### SOURCE DATA
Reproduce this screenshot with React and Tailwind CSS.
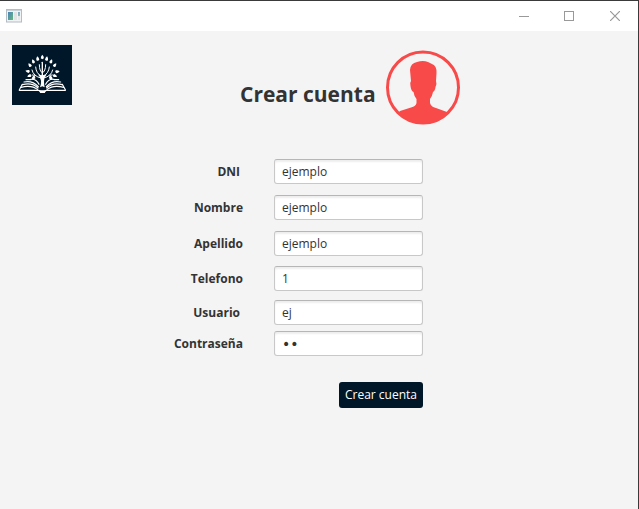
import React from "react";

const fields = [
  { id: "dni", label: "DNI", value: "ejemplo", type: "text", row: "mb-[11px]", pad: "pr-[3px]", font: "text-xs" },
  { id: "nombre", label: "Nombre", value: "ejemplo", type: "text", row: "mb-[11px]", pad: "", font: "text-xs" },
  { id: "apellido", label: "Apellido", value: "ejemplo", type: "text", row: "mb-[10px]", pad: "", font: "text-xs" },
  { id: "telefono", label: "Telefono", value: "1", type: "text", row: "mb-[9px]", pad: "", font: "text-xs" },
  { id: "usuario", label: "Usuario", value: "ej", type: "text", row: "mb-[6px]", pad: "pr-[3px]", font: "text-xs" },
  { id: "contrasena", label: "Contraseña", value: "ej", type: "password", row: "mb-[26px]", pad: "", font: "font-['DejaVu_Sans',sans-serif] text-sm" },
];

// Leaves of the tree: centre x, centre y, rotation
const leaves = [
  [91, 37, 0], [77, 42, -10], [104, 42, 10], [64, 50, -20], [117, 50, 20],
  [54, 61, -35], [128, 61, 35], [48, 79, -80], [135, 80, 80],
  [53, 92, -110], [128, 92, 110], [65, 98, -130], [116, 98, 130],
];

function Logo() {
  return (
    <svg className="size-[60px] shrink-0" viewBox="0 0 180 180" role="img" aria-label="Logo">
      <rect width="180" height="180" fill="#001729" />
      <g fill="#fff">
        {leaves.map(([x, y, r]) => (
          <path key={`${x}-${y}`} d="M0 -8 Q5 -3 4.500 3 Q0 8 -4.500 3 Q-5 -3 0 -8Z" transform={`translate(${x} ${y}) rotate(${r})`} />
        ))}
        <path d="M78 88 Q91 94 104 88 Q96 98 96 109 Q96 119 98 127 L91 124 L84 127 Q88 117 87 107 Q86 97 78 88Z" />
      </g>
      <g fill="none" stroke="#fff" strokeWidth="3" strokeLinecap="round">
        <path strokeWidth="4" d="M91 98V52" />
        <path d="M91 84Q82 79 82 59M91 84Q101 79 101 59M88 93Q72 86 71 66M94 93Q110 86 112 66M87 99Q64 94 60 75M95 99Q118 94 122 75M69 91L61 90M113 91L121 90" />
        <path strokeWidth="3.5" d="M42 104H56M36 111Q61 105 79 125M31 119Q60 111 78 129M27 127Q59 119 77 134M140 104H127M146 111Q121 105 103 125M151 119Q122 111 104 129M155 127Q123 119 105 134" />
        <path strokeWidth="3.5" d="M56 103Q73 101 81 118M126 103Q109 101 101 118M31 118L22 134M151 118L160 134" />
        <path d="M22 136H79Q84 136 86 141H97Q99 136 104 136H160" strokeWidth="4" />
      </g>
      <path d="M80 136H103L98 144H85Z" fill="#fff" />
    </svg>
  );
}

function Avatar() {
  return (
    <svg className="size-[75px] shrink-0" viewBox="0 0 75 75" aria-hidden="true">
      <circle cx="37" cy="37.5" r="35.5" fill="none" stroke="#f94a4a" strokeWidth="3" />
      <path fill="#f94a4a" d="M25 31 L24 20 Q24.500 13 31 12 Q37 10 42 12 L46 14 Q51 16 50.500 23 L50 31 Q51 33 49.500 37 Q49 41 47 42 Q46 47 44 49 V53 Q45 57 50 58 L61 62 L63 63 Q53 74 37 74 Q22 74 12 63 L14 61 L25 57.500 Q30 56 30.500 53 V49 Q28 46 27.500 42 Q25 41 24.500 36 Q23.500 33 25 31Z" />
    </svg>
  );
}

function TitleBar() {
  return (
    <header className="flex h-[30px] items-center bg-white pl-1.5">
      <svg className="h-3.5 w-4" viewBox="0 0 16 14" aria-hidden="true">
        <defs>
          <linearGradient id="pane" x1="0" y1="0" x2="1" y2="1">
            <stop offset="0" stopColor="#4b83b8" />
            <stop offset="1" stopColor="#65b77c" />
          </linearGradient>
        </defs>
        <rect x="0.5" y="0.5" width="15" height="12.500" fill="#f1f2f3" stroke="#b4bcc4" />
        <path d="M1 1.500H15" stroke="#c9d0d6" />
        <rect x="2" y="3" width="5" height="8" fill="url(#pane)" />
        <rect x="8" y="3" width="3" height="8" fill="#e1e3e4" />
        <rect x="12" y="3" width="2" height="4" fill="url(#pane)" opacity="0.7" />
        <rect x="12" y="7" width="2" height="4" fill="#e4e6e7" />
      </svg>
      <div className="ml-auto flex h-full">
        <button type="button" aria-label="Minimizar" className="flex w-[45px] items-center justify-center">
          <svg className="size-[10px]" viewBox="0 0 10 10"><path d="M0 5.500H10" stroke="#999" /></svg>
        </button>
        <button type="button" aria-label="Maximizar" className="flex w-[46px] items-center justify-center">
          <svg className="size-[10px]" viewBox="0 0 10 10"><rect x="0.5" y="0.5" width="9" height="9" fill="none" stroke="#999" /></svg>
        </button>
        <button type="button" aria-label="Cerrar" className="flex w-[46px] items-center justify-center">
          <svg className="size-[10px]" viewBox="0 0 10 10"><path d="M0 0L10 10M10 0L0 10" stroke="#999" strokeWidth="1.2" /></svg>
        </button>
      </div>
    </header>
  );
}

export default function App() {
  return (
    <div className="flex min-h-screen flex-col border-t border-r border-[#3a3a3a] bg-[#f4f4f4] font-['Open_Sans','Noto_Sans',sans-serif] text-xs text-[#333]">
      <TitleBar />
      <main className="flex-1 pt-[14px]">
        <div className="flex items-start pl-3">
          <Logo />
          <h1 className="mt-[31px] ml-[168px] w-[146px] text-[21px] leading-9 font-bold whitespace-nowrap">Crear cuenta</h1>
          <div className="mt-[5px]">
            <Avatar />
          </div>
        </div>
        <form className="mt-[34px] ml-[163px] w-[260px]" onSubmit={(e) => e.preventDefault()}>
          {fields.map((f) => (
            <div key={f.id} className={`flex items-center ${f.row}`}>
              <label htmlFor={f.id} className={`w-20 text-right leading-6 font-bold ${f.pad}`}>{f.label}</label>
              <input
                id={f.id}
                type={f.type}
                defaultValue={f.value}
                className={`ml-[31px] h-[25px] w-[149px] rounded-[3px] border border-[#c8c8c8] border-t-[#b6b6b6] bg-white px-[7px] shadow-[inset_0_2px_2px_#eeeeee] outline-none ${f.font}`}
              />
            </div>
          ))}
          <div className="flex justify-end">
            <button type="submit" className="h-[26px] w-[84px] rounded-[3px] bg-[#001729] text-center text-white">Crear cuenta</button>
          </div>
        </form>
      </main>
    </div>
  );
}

### JOB
Every line above should be repeated exactly; pictures stay out of the copy.

### WRITTEN SOLUTION
Reproduce this screenshot with React and Tailwind CSS.
import React from "react";

const fields = [
  { id: "dni", label: "DNI", value: "ejemplo", type: "text", row: "mb-[11px]", pad: "pr-[3px]", font: "text-xs" },
  { id: "nombre", label: "Nombre", value: "ejemplo", type: "text", row: "mb-[11px]", pad: "", font: "text-xs" },
  { id: "apellido", label: "Apellido", value: "ejemplo", type: "text", row: "mb-[10px]", pad: "", font: "text-xs" },
  { id: "telefono", label: "Telefono", value: "1", type: "text", row: "mb-[9px]", pad: "", font: "text-xs" },
  { id: "usuario", label: "Usuario", value: "ej", type: "text", row: "mb-[6px]", pad: "pr-[3px]", font: "text-xs" },
  { id: "contrasena", label: "Contraseña", value: "ej", type: "password", row: "mb-[26px]", pad: "", font: "font-['DejaVu_Sans',sans-serif] text-sm" },
];

// Leaves of the tree: centre x, centre y, rotation
const leaves = [
  [91, 37, 0], [77, 42, -10], [104, 42, 10], [64, 50, -20], [117, 50, 20],
  [54, 61, -35], [128, 61, 35], [48, 79, -80], [135, 80, 80],
  [53, 92, -110], [128, 92, 110], [65, 98, -130], [116, 98, 130],
];

function Logo() {
  return (
    <svg className="size-[60px] shrink-0" viewBox="0 0 180 180" role="img" aria-label="Logo">
      <rect width="180" height="180" fill="#001729" />
      <g fill="#fff">
        {leaves.map(([x, y, r]) => (
          <path key={`${x}-${y}`} d="M0 -8 Q5 -3 4.500 3 Q0 8 -4.500 3 Q-5 -3 0 -8Z" transform={`translate(${x} ${y}) rotate(${r})`} />
        ))}
        <path d="M78 88 Q91 94 104 88 Q96 98 96 109 Q96 119 98 127 L91 124 L84 127 Q88 117 87 107 Q86 97 78 88Z" />
      </g>
      <g fill="none" stroke="#fff" strokeWidth="3" strokeLinecap="round">
        <path strokeWidth="4" d="M91 98V52" />
        <path d="M91 84Q82 79 82 59M91 84Q101 79 101 59M88 93Q72 86 71 66M94 93Q110 86 112 66M87 99Q64 94 60 75M95 99Q118 94 122 75M69 91L61 90M113 91L121 90" />
        <path strokeWidth="3.5" d="M42 104H56M36 111Q61 105 79 125M31 119Q60 111 78 129M27 127Q59 119 77 134M140 104H127M146 111Q121 105 103 125M151 119Q122 111 104 129M155 127Q123 119 105 134" />
        <path strokeWidth="3.5" d="M56 103Q73 101 81 118M126 103Q109 101 101 118M31 118L22 134M151 118L160 134" />
        <path d="M22 136H79Q84 136 86 141H97Q99 136 104 136H160" strokeWidth="4" />
      </g>
      <path d="M80 136H103L98 144H85Z" fill="#fff" />
    </svg>
  );
}

function Avatar() {
  return (
    <svg className="size-[75px] shrink-0" viewBox="0 0 75 75" aria-hidden="true">
      <circle cx="37" cy="37.5" r="35.5" fill="none" stroke="#f94a4a" strokeWidth="3" />
      <path fill="#f94a4a" d="M25 31 L24 20 Q24.500 13 31 12 Q37 10 42 12 L46 14 Q51 16 50.500 23 L50 31 Q51 33 49.500 37 Q49 41 47 42 Q46 47 44 49 V53 Q45 57 50 58 L61 62 L63 63 Q53 74 37 74 Q22 74 12 63 L14 61 L25 57.500 Q30 56 30.500 53 V49 Q28 46 27.500 42 Q25 41 24.500 36 Q23.500 33 25 31Z" />
    </svg>
  );
}

function TitleBar() {
  return (
    <header className="flex h-[30px] items-center bg-white pl-1.5">
      <svg className="h-3.5 w-4" viewBox="0 0 16 14" aria-hidden="true">
        <defs>
          <linearGradient id="pane" x1="0" y1="0" x2="1" y2="1">
            <stop offset="0" stopColor="#4b83b8" />
            <stop offset="1" stopColor="#65b77c" />
          </linearGradient>
        </defs>
        <rect x="0.5" y="0.5" width="15" height="12.500" fill="#f1f2f3" stroke="#b4bcc4" />
        <path d="M1 1.500H15" stroke="#c9d0d6" />
        <rect x="2" y="3" width="5" height="8" fill="url(#pane)" />
        <rect x="8" y="3" width="3" height="8" fill="#e1e3e4" />
        <rect x="12" y="3" width="2" height="4" fill="url(#pane)" opacity="0.7" />
        <rect x="12" y="7" width="2" height="4" fill="#e4e6e7" />
      </svg>
      <div className="ml-auto flex h-full">
        <button type="button" aria-label="Minimizar" className="flex w-[45px] items-center justify-center">
          <svg className="size-[10px]" viewBox="0 0 10 10"><path d="M0 5.500H10" stroke="#999" /></svg>
        </button>
        <button type="button" aria-label="Maximizar" className="flex w-[46px] items-center justify-center">
          <svg className="size-[10px]" viewBox="0 0 10 10"><rect x="0.5" y="0.5" width="9" height="9" fill="none" stroke="#999" /></svg>
        </button>
        <button type="button" aria-label="Cerrar" className="flex w-[46px] items-center justify-center">
          <svg className="size-[10px]" viewBox="0 0 10 10"><path d="M0 0L10 10M10 0L0 10" stroke="#999" strokeWidth="1.2" /></svg>
        </button>
      </div>
    </header>
  );
}

export default function App() {
  return (
    <div className="flex min-h-screen flex-col border-t border-r border-[#3a3a3a] bg-[#f4f4f4] font-['Open_Sans','Noto_Sans',sans-serif] text-xs text-[#333]">
      <TitleBar />
      <main className="flex-1 pt-[14px]">
        <div className="flex items-start pl-3">
          <Logo />
          <h1 className="mt-[31px] ml-[168px] w-[146px] text-[21px] leading-9 font-bold whitespace-nowrap">Crear cuenta</h1>
          <div className="mt-[5px]">
            <Avatar />
          </div>
        </div>
        <form className="mt-[34px] ml-[163px] w-[260px]" onSubmit={(e) => e.preventDefault()}>
          {fields.map((f) => (
            <div key={f.id} className={`flex items-center ${f.row}`}>
              <label htmlFor={f.id} className={`w-20 text-right leading-6 font-bold ${f.pad}`}>{f.label}</label>
              <input
                id={f.id}
                type={f.type}
                defaultValue={f.value}
                className={`ml-[31px] h-[25px] w-[149px] rounded-[3px] border border-[#c8c8c8] border-t-[#b6b6b6] bg-white px-[7px] shadow-[inset_0_2px_2px_#eeeeee] outline-none ${f.font}`}
              />
            </div>
          ))}
          <div className="flex justify-end">
            <button type="submit" className="h-[26px] w-[84px] rounded-[3px] bg-[#001729] text-center text-white">Crear cuenta</button>
          </div>
        </form>
      </main>
    </div>
  );
}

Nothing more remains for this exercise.